[Web page code records]

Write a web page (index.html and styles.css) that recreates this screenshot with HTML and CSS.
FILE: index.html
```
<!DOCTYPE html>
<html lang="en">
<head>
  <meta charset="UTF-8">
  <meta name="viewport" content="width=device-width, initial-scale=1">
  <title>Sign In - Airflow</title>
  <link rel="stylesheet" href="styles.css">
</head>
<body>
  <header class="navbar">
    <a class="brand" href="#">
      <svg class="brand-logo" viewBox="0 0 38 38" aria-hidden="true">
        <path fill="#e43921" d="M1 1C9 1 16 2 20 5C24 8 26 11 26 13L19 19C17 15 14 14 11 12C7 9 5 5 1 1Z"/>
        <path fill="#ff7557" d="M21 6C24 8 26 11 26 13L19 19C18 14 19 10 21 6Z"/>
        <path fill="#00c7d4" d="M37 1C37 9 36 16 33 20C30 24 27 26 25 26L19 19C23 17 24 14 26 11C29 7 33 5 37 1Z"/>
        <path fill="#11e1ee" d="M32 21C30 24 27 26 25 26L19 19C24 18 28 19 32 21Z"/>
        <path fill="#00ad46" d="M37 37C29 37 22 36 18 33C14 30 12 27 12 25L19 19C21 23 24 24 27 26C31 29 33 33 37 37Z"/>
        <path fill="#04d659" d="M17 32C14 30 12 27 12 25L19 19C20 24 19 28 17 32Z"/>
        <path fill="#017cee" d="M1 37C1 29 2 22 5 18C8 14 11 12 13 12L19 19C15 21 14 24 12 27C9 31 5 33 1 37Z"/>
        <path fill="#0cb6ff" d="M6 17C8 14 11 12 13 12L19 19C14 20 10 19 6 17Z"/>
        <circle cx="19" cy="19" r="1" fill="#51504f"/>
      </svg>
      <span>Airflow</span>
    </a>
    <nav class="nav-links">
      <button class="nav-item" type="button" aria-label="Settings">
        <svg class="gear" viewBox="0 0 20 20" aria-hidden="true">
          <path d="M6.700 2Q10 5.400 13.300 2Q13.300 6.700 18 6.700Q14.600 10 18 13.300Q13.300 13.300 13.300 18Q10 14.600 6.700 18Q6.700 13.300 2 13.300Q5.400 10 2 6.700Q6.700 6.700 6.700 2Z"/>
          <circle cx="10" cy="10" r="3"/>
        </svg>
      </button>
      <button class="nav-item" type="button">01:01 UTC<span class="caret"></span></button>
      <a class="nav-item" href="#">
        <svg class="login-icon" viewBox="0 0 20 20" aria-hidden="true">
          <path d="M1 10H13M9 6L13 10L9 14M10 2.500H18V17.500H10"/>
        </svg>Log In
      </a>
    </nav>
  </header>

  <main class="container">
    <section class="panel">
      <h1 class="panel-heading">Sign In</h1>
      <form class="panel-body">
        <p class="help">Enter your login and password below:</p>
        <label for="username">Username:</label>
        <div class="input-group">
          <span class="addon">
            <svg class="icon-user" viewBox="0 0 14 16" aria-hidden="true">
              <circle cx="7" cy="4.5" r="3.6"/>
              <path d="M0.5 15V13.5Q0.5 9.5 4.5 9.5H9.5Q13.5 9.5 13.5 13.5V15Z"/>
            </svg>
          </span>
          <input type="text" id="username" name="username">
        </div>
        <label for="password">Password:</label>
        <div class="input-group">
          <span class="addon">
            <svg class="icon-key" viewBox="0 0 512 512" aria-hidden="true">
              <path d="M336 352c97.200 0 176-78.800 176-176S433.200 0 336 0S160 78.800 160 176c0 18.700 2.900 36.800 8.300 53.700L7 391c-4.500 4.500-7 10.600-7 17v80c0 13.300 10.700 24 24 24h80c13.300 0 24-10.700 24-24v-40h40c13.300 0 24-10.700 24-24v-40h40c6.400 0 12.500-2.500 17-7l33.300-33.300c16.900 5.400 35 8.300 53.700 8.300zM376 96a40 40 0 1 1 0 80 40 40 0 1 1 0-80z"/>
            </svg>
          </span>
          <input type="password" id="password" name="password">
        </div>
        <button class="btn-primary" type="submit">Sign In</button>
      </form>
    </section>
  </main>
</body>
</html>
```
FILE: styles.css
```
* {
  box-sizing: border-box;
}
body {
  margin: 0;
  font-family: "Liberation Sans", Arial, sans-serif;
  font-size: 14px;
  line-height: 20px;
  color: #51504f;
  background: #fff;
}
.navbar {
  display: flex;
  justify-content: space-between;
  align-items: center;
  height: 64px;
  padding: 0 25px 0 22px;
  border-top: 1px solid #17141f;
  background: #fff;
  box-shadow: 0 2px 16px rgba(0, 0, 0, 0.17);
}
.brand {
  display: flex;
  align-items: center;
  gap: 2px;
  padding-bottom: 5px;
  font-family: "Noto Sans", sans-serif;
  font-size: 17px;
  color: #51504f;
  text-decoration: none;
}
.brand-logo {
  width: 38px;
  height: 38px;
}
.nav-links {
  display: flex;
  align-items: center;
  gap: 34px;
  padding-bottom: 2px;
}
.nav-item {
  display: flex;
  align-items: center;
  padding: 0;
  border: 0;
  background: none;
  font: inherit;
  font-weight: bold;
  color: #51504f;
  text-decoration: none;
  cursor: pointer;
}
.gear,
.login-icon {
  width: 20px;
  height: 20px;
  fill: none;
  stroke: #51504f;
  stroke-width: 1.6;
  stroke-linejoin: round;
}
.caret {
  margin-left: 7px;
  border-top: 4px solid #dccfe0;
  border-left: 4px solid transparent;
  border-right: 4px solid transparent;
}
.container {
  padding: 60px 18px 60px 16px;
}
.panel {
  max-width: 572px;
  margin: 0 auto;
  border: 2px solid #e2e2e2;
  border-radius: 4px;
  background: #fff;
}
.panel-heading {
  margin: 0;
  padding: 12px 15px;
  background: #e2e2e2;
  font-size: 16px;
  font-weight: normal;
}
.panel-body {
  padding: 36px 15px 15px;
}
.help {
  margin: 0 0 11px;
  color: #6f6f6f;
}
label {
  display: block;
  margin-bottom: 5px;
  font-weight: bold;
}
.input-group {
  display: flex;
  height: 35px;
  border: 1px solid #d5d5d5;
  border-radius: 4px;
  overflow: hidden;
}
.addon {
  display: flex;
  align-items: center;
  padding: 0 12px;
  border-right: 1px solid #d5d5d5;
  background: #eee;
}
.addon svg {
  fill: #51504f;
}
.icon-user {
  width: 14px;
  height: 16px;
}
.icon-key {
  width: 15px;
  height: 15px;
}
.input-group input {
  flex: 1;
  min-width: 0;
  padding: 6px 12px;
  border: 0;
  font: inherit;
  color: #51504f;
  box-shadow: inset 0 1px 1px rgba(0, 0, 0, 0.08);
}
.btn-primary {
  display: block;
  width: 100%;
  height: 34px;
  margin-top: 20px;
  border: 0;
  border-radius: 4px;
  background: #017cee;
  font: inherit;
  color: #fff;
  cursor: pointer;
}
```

* * *

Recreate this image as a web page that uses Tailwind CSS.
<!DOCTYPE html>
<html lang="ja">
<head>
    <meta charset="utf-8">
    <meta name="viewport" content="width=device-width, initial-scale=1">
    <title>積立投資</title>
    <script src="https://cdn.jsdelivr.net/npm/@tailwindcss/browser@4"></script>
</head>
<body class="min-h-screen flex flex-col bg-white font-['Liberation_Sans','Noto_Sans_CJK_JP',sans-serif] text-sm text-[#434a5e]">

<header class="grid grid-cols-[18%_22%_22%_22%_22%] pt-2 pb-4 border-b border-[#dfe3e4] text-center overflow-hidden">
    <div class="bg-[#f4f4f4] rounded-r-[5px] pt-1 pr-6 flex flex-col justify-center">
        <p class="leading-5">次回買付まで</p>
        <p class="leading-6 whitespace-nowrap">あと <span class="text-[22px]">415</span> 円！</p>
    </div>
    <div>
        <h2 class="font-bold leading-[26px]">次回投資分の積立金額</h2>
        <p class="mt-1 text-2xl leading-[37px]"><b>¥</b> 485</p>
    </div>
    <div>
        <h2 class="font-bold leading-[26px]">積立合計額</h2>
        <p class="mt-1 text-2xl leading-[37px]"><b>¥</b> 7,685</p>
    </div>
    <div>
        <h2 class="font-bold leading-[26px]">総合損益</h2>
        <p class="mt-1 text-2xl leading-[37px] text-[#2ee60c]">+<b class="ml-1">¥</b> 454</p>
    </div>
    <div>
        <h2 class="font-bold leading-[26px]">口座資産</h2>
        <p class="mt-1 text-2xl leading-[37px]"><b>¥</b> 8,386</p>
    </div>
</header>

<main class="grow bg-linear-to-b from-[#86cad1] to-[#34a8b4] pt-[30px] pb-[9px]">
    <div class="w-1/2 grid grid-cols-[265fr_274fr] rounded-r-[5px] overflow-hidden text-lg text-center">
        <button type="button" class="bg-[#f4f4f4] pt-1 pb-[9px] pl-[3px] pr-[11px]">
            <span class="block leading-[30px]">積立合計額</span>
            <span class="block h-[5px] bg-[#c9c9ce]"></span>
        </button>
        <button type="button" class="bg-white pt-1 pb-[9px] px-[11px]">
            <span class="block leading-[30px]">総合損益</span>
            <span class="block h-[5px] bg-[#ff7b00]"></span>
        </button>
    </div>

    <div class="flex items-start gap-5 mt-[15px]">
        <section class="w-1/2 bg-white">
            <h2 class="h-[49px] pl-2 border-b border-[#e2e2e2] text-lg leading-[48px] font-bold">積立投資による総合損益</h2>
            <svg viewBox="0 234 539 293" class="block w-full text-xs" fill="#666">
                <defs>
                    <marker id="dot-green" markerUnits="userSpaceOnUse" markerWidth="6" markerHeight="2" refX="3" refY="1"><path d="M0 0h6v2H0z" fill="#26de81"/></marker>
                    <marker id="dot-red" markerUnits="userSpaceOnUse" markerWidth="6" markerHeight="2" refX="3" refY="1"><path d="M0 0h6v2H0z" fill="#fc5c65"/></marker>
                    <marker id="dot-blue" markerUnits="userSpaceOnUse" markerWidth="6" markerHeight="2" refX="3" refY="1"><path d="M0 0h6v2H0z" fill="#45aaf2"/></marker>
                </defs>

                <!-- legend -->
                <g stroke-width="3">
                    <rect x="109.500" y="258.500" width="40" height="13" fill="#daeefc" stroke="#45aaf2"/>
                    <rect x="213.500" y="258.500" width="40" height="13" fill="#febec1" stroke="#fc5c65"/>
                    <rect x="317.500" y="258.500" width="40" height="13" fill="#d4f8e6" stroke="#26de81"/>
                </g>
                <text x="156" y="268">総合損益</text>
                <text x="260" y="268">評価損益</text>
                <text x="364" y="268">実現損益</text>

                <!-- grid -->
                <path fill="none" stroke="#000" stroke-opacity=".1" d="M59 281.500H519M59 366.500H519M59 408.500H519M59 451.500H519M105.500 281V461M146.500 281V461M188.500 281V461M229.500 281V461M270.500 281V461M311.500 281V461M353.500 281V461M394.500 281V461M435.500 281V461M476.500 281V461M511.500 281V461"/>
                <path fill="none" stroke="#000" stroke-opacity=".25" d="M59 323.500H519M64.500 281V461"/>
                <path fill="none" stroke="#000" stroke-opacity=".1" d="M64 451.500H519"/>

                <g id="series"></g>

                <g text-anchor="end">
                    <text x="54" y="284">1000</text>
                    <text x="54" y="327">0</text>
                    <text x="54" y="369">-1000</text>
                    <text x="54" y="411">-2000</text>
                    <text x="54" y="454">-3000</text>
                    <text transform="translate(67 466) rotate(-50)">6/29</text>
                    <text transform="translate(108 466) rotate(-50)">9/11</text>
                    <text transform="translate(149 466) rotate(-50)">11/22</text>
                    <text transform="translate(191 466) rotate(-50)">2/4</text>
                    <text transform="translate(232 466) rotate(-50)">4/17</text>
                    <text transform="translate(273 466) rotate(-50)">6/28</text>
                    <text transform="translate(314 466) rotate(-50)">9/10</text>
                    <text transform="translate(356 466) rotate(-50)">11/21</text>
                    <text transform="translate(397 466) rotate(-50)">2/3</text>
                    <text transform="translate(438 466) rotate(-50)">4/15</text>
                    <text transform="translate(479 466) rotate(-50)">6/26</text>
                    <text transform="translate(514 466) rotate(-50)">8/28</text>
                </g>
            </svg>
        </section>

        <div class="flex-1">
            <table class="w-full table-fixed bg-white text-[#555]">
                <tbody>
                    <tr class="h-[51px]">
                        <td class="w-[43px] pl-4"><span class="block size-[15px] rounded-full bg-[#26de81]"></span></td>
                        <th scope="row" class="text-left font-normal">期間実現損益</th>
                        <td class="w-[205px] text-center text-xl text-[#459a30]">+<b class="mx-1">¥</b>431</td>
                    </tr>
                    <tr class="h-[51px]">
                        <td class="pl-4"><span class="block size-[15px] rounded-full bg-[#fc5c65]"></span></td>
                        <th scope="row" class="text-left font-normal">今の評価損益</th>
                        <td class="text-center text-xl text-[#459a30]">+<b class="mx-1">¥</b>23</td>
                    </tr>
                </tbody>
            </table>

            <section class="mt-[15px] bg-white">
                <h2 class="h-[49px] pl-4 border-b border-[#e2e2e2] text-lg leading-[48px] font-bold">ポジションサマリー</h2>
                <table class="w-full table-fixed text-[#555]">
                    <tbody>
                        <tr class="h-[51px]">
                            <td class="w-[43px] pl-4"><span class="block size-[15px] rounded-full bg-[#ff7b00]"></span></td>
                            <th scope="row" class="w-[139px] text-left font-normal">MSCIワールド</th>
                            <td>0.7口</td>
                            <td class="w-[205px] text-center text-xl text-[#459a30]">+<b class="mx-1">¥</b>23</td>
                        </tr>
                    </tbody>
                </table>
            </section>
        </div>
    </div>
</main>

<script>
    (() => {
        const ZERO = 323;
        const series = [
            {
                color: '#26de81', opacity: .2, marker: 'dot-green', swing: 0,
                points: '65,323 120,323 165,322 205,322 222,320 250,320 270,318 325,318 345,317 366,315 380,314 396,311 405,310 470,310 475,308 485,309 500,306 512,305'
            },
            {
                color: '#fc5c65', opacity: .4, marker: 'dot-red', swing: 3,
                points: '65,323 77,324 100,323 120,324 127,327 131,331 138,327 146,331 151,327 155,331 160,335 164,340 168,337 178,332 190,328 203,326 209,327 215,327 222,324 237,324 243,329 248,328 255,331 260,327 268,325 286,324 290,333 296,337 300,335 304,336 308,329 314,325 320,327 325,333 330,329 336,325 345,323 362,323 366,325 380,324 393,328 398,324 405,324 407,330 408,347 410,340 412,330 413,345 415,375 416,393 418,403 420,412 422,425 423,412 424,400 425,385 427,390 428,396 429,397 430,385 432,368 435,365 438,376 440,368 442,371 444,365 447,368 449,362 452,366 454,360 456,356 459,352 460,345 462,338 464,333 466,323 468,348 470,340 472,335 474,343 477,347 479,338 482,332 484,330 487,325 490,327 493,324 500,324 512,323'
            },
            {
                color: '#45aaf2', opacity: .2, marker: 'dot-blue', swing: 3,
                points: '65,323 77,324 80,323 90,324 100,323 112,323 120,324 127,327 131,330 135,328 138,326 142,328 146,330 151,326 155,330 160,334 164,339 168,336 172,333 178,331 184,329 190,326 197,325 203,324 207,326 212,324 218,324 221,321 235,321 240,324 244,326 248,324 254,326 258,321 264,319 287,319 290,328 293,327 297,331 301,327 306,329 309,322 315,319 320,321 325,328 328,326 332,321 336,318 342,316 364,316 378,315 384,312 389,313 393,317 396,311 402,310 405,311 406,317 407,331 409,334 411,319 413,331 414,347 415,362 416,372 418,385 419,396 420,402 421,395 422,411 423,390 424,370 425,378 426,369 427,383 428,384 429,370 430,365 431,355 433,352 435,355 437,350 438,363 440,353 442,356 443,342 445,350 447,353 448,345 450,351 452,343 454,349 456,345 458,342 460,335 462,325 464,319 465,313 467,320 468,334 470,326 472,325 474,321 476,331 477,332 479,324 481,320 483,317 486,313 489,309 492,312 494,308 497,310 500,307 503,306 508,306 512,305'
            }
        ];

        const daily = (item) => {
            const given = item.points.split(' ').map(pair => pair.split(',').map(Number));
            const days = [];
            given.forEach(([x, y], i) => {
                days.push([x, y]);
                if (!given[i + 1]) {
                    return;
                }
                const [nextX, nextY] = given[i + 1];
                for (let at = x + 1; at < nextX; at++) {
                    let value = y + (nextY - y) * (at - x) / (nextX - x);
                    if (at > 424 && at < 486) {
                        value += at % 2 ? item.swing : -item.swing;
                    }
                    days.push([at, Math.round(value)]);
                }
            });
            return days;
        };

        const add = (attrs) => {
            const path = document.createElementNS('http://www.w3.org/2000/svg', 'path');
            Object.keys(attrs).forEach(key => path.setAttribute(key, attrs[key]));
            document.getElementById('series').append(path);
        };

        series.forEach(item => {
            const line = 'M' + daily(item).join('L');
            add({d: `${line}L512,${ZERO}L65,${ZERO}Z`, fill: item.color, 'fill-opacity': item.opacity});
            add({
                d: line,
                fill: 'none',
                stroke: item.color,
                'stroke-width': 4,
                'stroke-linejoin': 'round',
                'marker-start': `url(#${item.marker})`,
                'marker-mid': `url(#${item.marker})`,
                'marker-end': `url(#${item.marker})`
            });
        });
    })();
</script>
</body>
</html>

▶ [Required work]:
Output exactly the lines running from the line containing "Recreate this image" through the line containing "flex flex-col bg-white", and only those lines.

▶ [Reply]:
Recreate this image as a web page that uses Tailwind CSS.
<!DOCTYPE html>
<html lang="ja">
<head>
    <meta charset="utf-8">
    <meta name="viewport" content="width=device-width, initial-scale=1">
    <title>積立投資</title>
    <script src="https://cdn.jsdelivr.net/npm/@tailwindcss/browser@4"></script>
</head>
<body class="min-h-screen flex flex-col bg-white font-['Liberation_Sans','Noto_Sans_CJK_JP',sans-serif] text-sm text-[#434a5e]">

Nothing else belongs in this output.